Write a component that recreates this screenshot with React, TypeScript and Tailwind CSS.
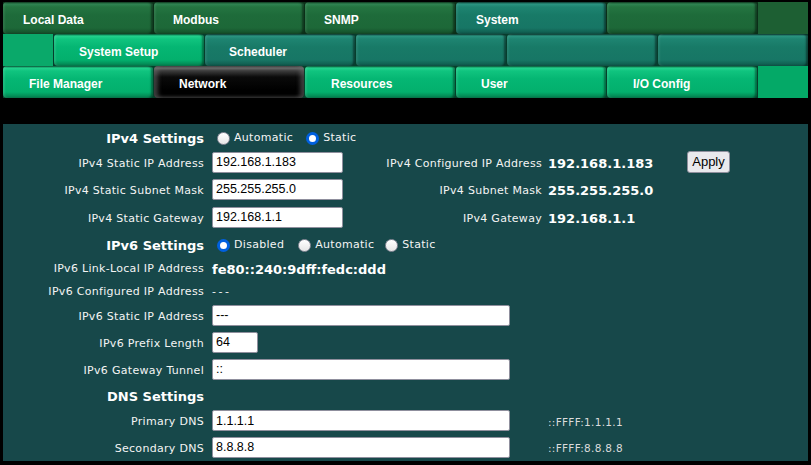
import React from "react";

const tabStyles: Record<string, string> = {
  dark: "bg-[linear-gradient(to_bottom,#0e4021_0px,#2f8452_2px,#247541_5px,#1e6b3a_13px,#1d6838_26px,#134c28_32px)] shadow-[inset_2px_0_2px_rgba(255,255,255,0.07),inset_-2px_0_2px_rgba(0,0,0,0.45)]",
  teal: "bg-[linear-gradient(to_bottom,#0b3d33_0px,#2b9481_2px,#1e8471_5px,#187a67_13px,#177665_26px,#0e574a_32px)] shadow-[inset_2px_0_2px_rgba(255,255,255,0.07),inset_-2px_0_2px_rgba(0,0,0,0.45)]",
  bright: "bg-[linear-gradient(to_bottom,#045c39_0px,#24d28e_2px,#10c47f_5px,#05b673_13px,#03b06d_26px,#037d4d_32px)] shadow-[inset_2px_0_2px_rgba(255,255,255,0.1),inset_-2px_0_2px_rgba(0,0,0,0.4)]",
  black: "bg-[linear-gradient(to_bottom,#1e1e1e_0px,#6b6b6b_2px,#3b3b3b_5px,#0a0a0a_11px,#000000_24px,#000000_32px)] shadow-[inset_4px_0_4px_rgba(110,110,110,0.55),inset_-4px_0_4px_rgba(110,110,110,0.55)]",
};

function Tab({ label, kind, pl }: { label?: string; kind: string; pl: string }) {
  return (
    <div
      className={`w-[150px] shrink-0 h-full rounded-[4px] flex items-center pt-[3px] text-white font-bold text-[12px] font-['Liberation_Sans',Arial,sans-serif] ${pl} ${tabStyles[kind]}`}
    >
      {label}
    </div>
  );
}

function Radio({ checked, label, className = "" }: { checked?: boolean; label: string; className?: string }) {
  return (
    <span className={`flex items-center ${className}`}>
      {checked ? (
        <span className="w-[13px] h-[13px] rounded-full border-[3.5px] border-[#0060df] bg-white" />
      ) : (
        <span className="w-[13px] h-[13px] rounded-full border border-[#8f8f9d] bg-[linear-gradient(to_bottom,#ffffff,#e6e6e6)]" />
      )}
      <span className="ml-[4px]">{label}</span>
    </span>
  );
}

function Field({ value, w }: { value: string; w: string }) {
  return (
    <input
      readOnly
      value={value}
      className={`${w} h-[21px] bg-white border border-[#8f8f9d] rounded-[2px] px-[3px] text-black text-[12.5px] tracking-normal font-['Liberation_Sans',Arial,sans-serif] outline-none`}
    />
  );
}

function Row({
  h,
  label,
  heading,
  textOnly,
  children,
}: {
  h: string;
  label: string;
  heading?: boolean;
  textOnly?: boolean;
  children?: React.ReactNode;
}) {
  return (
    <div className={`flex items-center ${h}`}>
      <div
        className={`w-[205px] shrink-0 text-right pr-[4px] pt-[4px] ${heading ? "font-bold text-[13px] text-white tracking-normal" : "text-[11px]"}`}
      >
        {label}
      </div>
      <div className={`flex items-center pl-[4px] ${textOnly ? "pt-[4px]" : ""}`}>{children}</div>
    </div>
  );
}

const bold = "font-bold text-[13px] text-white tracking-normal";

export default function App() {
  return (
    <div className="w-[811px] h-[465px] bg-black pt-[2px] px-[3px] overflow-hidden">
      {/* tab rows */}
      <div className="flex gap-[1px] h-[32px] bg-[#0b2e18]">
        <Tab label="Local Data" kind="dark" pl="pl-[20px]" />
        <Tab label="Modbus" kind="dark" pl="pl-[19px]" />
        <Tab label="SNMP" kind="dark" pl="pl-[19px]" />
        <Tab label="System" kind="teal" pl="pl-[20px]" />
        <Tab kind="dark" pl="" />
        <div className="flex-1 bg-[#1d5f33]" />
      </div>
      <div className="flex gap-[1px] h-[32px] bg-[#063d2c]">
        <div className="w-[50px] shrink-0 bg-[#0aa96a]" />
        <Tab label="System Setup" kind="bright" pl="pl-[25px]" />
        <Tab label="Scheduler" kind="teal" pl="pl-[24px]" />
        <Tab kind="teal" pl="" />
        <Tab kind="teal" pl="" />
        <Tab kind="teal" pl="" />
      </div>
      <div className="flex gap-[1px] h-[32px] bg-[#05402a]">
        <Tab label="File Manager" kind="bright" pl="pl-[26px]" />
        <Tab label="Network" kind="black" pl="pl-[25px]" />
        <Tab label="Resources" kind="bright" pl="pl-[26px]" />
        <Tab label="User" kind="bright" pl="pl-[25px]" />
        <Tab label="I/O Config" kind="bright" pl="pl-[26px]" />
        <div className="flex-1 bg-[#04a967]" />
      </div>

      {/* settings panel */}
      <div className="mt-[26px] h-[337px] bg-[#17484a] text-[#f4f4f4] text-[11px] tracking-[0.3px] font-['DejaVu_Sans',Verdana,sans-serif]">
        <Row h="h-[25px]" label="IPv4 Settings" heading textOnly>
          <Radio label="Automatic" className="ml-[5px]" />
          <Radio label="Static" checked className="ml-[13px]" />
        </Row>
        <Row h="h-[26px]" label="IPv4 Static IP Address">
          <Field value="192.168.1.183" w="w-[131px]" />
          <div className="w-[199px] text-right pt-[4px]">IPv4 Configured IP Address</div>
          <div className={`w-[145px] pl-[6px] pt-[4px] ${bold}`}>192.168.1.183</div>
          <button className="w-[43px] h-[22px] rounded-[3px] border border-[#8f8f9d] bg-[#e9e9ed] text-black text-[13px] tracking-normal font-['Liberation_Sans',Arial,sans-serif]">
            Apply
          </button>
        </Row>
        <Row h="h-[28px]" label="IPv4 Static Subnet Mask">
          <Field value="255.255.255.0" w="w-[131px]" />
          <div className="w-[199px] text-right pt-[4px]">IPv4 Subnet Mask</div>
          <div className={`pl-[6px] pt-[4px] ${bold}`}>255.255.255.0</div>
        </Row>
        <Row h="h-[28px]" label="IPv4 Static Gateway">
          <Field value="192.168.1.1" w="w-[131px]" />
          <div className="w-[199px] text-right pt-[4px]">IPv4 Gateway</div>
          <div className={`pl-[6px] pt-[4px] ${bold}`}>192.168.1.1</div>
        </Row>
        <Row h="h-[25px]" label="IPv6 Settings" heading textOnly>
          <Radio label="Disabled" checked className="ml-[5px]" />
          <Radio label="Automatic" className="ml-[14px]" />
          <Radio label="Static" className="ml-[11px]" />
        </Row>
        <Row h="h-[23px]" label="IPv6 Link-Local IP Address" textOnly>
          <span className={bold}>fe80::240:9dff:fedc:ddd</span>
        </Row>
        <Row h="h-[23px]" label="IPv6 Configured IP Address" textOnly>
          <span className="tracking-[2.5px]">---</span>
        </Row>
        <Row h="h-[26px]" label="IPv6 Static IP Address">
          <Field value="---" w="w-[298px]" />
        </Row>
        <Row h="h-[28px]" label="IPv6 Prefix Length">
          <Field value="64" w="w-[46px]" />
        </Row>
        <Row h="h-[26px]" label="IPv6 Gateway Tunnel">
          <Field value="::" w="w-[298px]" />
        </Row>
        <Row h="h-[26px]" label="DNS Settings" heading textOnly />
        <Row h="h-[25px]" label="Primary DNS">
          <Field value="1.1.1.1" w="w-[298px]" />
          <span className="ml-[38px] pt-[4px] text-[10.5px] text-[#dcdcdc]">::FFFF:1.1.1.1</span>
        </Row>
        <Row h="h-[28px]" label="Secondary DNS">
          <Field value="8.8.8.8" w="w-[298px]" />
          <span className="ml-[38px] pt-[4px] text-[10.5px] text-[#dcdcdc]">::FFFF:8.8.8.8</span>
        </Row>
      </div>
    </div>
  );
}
• • • • • • •
* What the task asks: Exclude the pictures. Write out the remaining data exactly.

* Result of the exercise:
Write a component that recreates this screenshot with React, TypeScript and Tailwind CSS.
import React from "react";

const tabStyles: Record<string, string> = {
  dark: "bg-[linear-gradient(to_bottom,#0e4021_0px,#2f8452_2px,#247541_5px,#1e6b3a_13px,#1d6838_26px,#134c28_32px)] shadow-[inset_2px_0_2px_rgba(255,255,255,0.07),inset_-2px_0_2px_rgba(0,0,0,0.45)]",
  teal: "bg-[linear-gradient(to_bottom,#0b3d33_0px,#2b9481_2px,#1e8471_5px,#187a67_13px,#177665_26px,#0e574a_32px)] shadow-[inset_2px_0_2px_rgba(255,255,255,0.07),inset_-2px_0_2px_rgba(0,0,0,0.45)]",
  bright: "bg-[linear-gradient(to_bottom,#045c39_0px,#24d28e_2px,#10c47f_5px,#05b673_13px,#03b06d_26px,#037d4d_32px)] shadow-[inset_2px_0_2px_rgba(255,255,255,0.1),inset_-2px_0_2px_rgba(0,0,0,0.4)]",
  black: "bg-[linear-gradient(to_bottom,#1e1e1e_0px,#6b6b6b_2px,#3b3b3b_5px,#0a0a0a_11px,#000000_24px,#000000_32px)] shadow-[inset_4px_0_4px_rgba(110,110,110,0.55),inset_-4px_0_4px_rgba(110,110,110,0.55)]",
};

function Tab({ label, kind, pl }: { label?: string; kind: string; pl: string }) {
  return (
    <div
      className={`w-[150px] shrink-0 h-full rounded-[4px] flex items-center pt-[3px] text-white font-bold text-[12px] font-['Liberation_Sans',Arial,sans-serif] ${pl} ${tabStyles[kind]}`}
    >
      {label}
    </div>
  );
}

function Radio({ checked, label, className = "" }: { checked?: boolean; label: string; className?: string }) {
  return (
    <span className={`flex items-center ${className}`}>
      {checked ? (
        <span className="w-[13px] h-[13px] rounded-full border-[3.5px] border-[#0060df] bg-white" />
      ) : (
        <span className="w-[13px] h-[13px] rounded-full border border-[#8f8f9d] bg-[linear-gradient(to_bottom,#ffffff,#e6e6e6)]" />
      )}
      <span className="ml-[4px]">{label}</span>
    </span>
  );
}

function Field({ value, w }: { value: string; w: string }) {
  return (
    <input
      readOnly
      value={value}
      className={`${w} h-[21px] bg-white border border-[#8f8f9d] rounded-[2px] px-[3px] text-black text-[12.5px] tracking-normal font-['Liberation_Sans',Arial,sans-serif] outline-none`}
    />
  );
}

function Row({
  h,
  label,
  heading,
  textOnly,
  children,
}: {
  h: string;
  label: string;
  heading?: boolean;
  textOnly?: boolean;
  children?: React.ReactNode;
}) {
  return (
    <div className={`flex items-center ${h}`}>
      <div
        className={`w-[205px] shrink-0 text-right pr-[4px] pt-[4px] ${heading ? "font-bold text-[13px] text-white tracking-normal" : "text-[11px]"}`}
      >
        {label}
      </div>
      <div className={`flex items-center pl-[4px] ${textOnly ? "pt-[4px]" : ""}`}>{children}</div>
    </div>
  );
}

const bold = "font-bold text-[13px] text-white tracking-normal";

export default function App() {
  return (
    <div className="w-[811px] h-[465px] bg-black pt-[2px] px-[3px] overflow-hidden">
      {/* tab rows */}
      <div className="flex gap-[1px] h-[32px] bg-[#0b2e18]">
        <Tab label="Local Data" kind="dark" pl="pl-[20px]" />
        <Tab label="Modbus" kind="dark" pl="pl-[19px]" />
        <Tab label="SNMP" kind="dark" pl="pl-[19px]" />
        <Tab label="System" kind="teal" pl="pl-[20px]" />
        <Tab kind="dark" pl="" />
        <div className="flex-1 bg-[#1d5f33]" />
      </div>
      <div className="flex gap-[1px] h-[32px] bg-[#063d2c]">
        <div className="w-[50px] shrink-0 bg-[#0aa96a]" />
        <Tab label="System Setup" kind="bright" pl="pl-[25px]" />
        <Tab label="Scheduler" kind="teal" pl="pl-[24px]" />
        <Tab kind="teal" pl="" />
        <Tab kind="teal" pl="" />
        <Tab kind="teal" pl="" />
      </div>
      <div className="flex gap-[1px] h-[32px] bg-[#05402a]">
        <Tab label="File Manager" kind="bright" pl="pl-[26px]" />
        <Tab label="Network" kind="black" pl="pl-[25px]" />
        <Tab label="Resources" kind="bright" pl="pl-[26px]" />
        <Tab label="User" kind="bright" pl="pl-[25px]" />
        <Tab label="I/O Config" kind="bright" pl="pl-[26px]" />
        <div className="flex-1 bg-[#04a967]" />
      </div>

      {/* settings panel */}
      <div className="mt-[26px] h-[337px] bg-[#17484a] text-[#f4f4f4] text-[11px] tracking-[0.3px] font-['DejaVu_Sans',Verdana,sans-serif]">
        <Row h="h-[25px]" label="IPv4 Settings" heading textOnly>
          <Radio label="Automatic" className="ml-[5px]" />
          <Radio label="Static" checked className="ml-[13px]" />
        </Row>
        <Row h="h-[26px]" label="IPv4 Static IP Address">
          <Field value="192.168.1.183" w="w-[131px]" />
          <div className="w-[199px] text-right pt-[4px]">IPv4 Configured IP Address</div>
          <div className={`w-[145px] pl-[6px] pt-[4px] ${bold}`}>192.168.1.183</div>
          <button className="w-[43px] h-[22px] rounded-[3px] border border-[#8f8f9d] bg-[#e9e9ed] text-black text-[13px] tracking-normal font-['Liberation_Sans',Arial,sans-serif]">
            Apply
          </button>
        </Row>
        <Row h="h-[28px]" label="IPv4 Static Subnet Mask">
          <Field value="255.255.255.0" w="w-[131px]" />
          <div className="w-[199px] text-right pt-[4px]">IPv4 Subnet Mask</div>
          <div className={`pl-[6px] pt-[4px] ${bold}`}>255.255.255.0</div>
        </Row>
        <Row h="h-[28px]" label="IPv4 Static Gateway">
          <Field value="192.168.1.1" w="w-[131px]" />
          <div className="w-[199px] text-right pt-[4px]">IPv4 Gateway</div>
          <div className={`pl-[6px] pt-[4px] ${bold}`}>192.168.1.1</div>
        </Row>
        <Row h="h-[25px]" label="IPv6 Settings" heading textOnly>
          <Radio label="Disabled" checked className="ml-[5px]" />
          <Radio label="Automatic" className="ml-[14px]" />
          <Radio label="Static" className="ml-[11px]" />
        </Row>
        <Row h="h-[23px]" label="IPv6 Link-Local IP Address" textOnly>
          <span className={bold}>fe80::240:9dff:fedc:ddd</span>
        </Row>
        <Row h="h-[23px]" label="IPv6 Configured IP Address" textOnly>
          <span className="tracking-[2.5px]">---</span>
        </Row>
        <Row h="h-[26px]" label="IPv6 Static IP Address">
          <Field value="---" w="w-[298px]" />
        </Row>
        <Row h="h-[28px]" label="IPv6 Prefix Length">
          <Field value="64" w="w-[46px]" />
        </Row>
        <Row h="h-[26px]" label="IPv6 Gateway Tunnel">
          <Field value="::" w="w-[298px]" />
        </Row>
        <Row h="h-[26px]" label="DNS Settings" heading textOnly />
        <Row h="h-[25px]" label="Primary DNS">
          <Field value="1.1.1.1" w="w-[298px]" />
          <span className="ml-[38px] pt-[4px] text-[10.5px] text-[#dcdcdc]">::FFFF:1.1.1.1</span>
        </Row>
        <Row h="h-[28px]" label="Secondary DNS">
          <Field value="8.8.8.8" w="w-[298px]" />
          <span className="ml-[38px] pt-[4px] text-[10.5px] text-[#dcdcdc]">::FFFF:8.8.8.8</span>
        </Row>
      </div>
    </div>
  );
}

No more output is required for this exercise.